Abstract

Summary Species on Mt Towrong are distributed along soil moisture gradients which are dictated chiefly by aspect, altitude, soil depth and proximity to drainage lines. On the warm and dry western aspect large areas of shallow, rocky soils alternate with bands of deeper soils. On the cooler eastern aspect, soils are relatively deep throughout. Drought damage has occurred on the rocky soils of the western aspect six times in the last 25 years, whenever the annual rainfall was less than about 50% of the long-term mean. Fires are also recurrent perturbations that are most severe in drought years, especially when accompanied by hot NW winds. The fire of 1983 caused severe damage over the whole western aspect of Mt Towrong. Damage on the eastern lee slope was much less severe. An assessment of relative recovery of tree species from these perturbations was based on various combinations of species pairs growing in close proximity to one another.
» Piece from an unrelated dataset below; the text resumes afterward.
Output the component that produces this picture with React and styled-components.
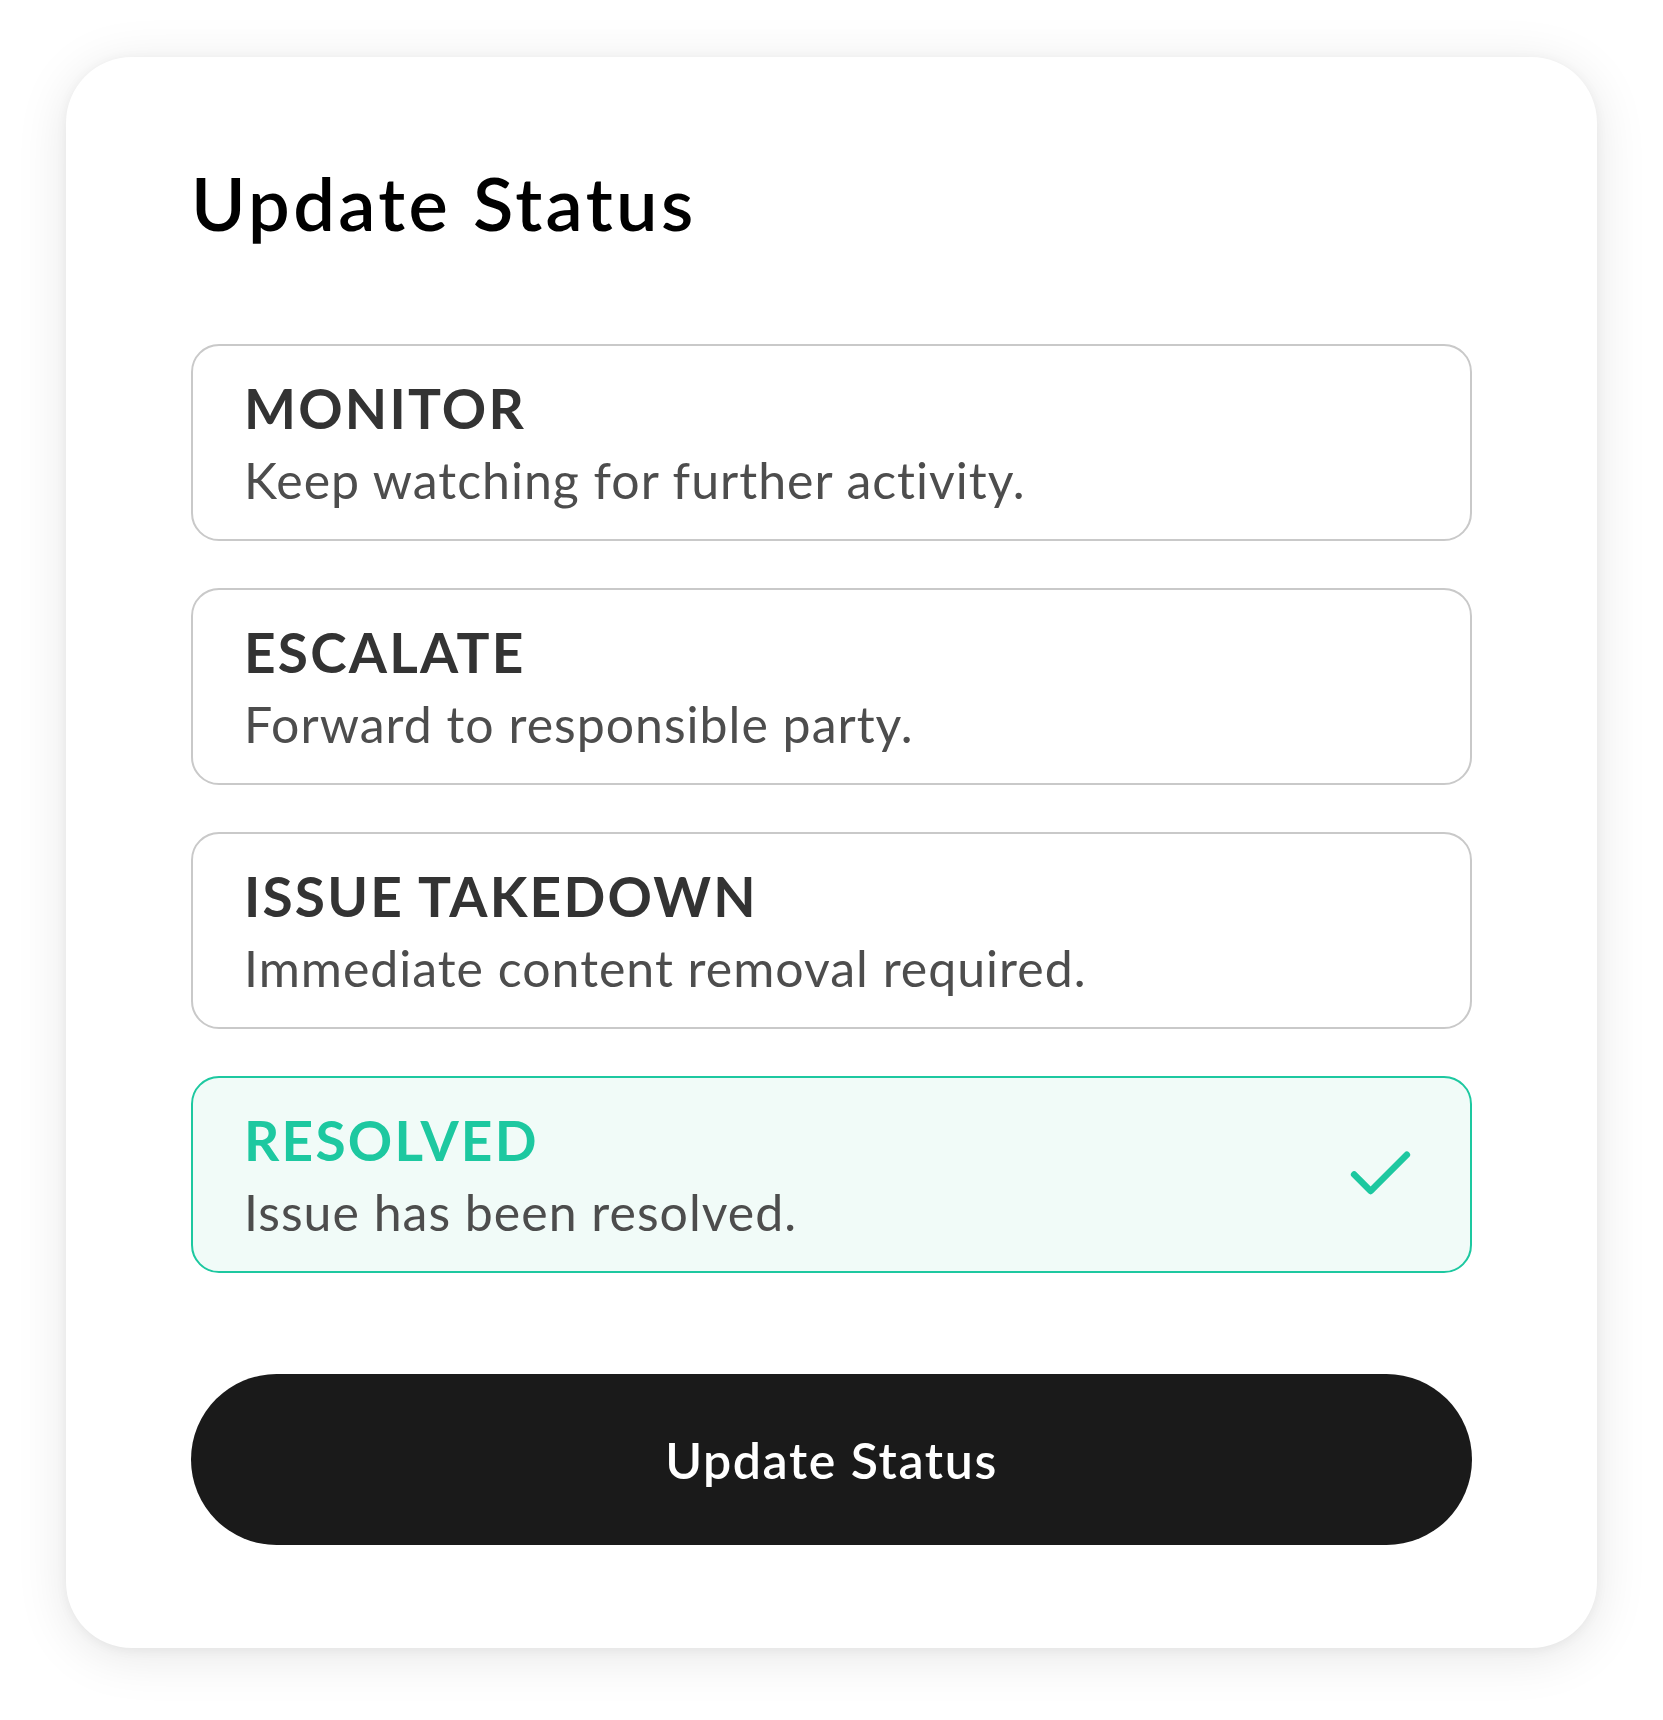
import React, { useState } from 'react'
import styled, { createGlobalStyle } from 'styled-components'
import { Check } from 'lucide-react'

const GlobalStyle = createGlobalStyle`
  html, body {
    margin: 0;
    padding: 0;
    background: #ffffff;
  }
  body {
    font-family: Lato, "Noto Sans", sans-serif;
    -webkit-font-smoothing: antialiased;
  }
`

const Page = styled.div`
  padding: 57px 66px 72px;
`

const Card = styled.div`
  background: #ffffff;
  border-radius: 66px;
  box-shadow: 0 8px 52px rgba(0, 0, 0, 0.1), 0 2px 12px rgba(0, 0, 0, 0.05);
  padding: 101px 125px 103px;
`

const Title = styled.h1`
  margin: 0;
  font-size: 74px;
  line-height: 90px;
  font-weight: 600;
  letter-spacing: 3.4px;
  color: #000000;
`

const OptionList = styled.div`
  display: flex;
  flex-direction: column;
  gap: 47px;
  margin-top: 96px;
`

const Option = styled.button`
  display: flex;
  align-items: center;
  justify-content: space-between;
  height: 197px;
  padding: 0 50px 0 51px;
  border: 2px solid ${p => (p.$active ? '#1dc8a0' : '#c9c9c9')};
  background: ${p => (p.$active ? '#f1fbf8' : '#ffffff')};
  border-radius: 28px;
  text-align: left;
  cursor: pointer;
  font-family: inherit;
`

const OptionText = styled.div`
  display: flex;
  flex-direction: column;
  gap: 6px;
`

const Label = styled.span`
  font-size: 55px;
  line-height: 68px;
  font-weight: 700;
  letter-spacing: 2.2px;
  color: ${p => (p.$active ? '#1dc8a0' : '#333333')};
`

const Desc = styled.span`
  font-size: 50px;
  line-height: 64px;
  font-weight: 400;
  letter-spacing: 1px;
  color: #4d4d4d;
`

const SubmitButton = styled.button`
  display: block;
  width: 100%;
  height: 171px;
  margin-top: 101px;
  border: none;
  border-radius: 86px;
  background: #1a1a1a;
  color: #ffffff;
  font-family: inherit;
  font-size: 50px;
  font-weight: 600;
  letter-spacing: 1.6px;
  cursor: pointer;
`

const options = [
  { id: 'monitor', label: 'MONITOR', desc: 'Keep watching for further activity.' },
  { id: 'escalate', label: 'ESCALATE', desc: 'Forward to responsible party.' },
  { id: 'takedown', label: 'ISSUE TAKEDOWN', desc: 'Immediate content removal required.' },
  { id: 'resolved', label: 'RESOLVED', desc: 'Issue has been resolved.' },
]

export default function App() {
  const [selected, setSelected] = useState('resolved')

  return (
    <Page>
      <GlobalStyle />
      <Card>
        <Title>Update Status</Title>
        <OptionList>
          {options.map(o => {
            const active = o.id === selected
            return (
              <Option key={o.id} $active={active} onClick={() => setSelected(o.id)}>
                <OptionText>
                  <Label $active={active}>{o.label}</Label>
                  <Desc>{o.desc}</Desc>
                </OptionText>
                {active && <Check size={79} strokeWidth={2} color="#1dc8a0" />}
              </Option>
            )
          })}
        </OptionList>
        <SubmitButton>Update Status</SubmitButton>
      </Card>
    </Page>
  )
}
Hie rank order of drought resistance was Allocasuarina verticillata > Eucalyptus goniocalyx > E. radiata > E. obliqua (= E. viminalis) which was the reverse of that in relation to fire+ drought, that is, E. obliqua > E. radiata = E. goniocalyx > Allocasuarina verticillata. Seedling regeneration of tree species in the inter-drought periods was meagre but nevertheless the most mesic species, E. obliqua, consistently dispersed onto adjacent dry rocky sites, only to be killed in each of the ensuing drought periods. After fire, seedling regeneration of eucalypts (especially E. obliqua) was generally prolific, although the vigour and density of seedlings was patchy and related to the pattern of redistributed nutrient-rich hillwash. After 10–12 years, survival of the best seedlings was evident only in gaps in the reconstituted canopy. On this stressful site the indigenous species have been resilient to serious perturbations of the environment. It seems likely that, for the retention of species on a site, frequencies of fires and droughts may be more critical than the occasional exceptionally severe event.